Other Transistor Types (17 Nov 10)
I recently received an email from G0FUW who had built the original QST rig.
The design originally used the Panasonic 2SC5739 in the PA, with another
as a driver. But as luck would have it, the QST piece hardly made it
into print before the part was discontinued. He had used the BD139 instead
with good results. This reminded me that a year or two back I had purchased
some of them to test just for this application.
I found the parts in the semiconductor shoe box. I then dug into another
corner of the junk box and located the original transmitter. Upon opening
it, I discovered that it had some other parts in the PA and driver, the KSC2690A,
another inexpensive plastic medium power part.

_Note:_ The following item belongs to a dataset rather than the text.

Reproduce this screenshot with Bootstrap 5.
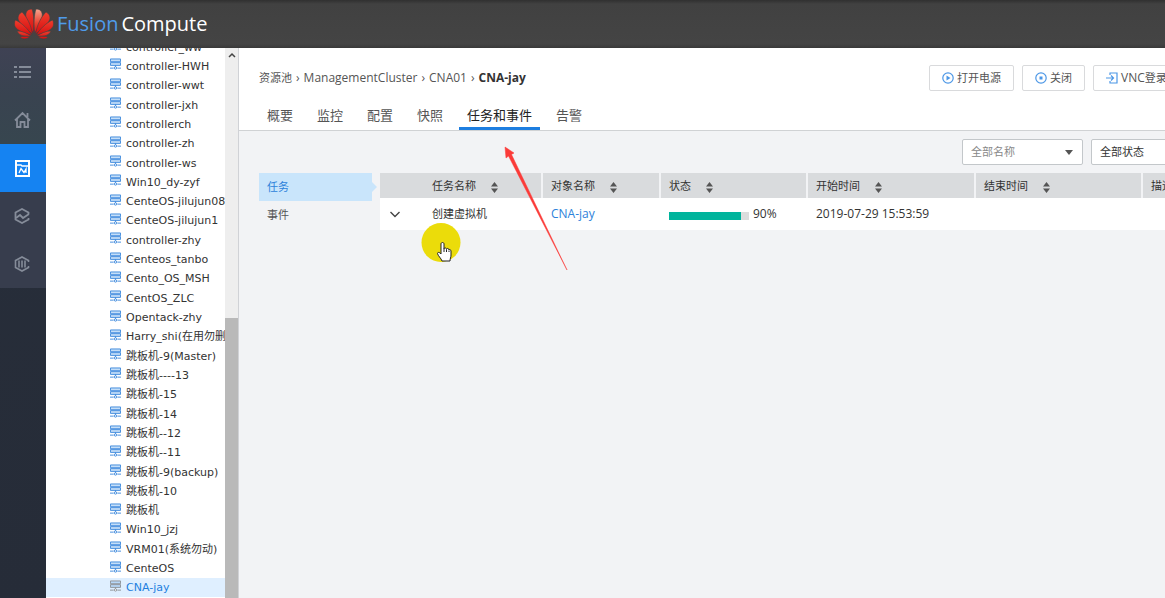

That part had been a disappointment.
Here is a summary of the results that I obtained for RF power at 7 MHz. In
all cases, the same part type was used in the PA and driver. The rig was
the transmitter pictured in QST. Vcc was 12.3 volts for these measurements.
Part Max. Power Out
KSC2690A 2 W
2SC5739 7.6 W
2SC5788 7.6 W
BD139 6.15 W
The 2SC5788 is the same part as a 2SC5739, but without a mounting hole. It's
also nearly extinct.
After the measurements at 7 MHz with the BD139, I changed the band determining
parts and did measurements at 14 MHz. The result there was 4.75 W.
I have not tried the BD139 on any of the higher bands, but these results
suggest that it should work. One might have to hit the base a bit harder
to get the design value of 4 W at 28 MHz with this particular transmitter.
The price tag is amazingly low for this part and they are readily available
in the usual catalogs.
The pinout for the BD139 is opposite that of the 2SC5739.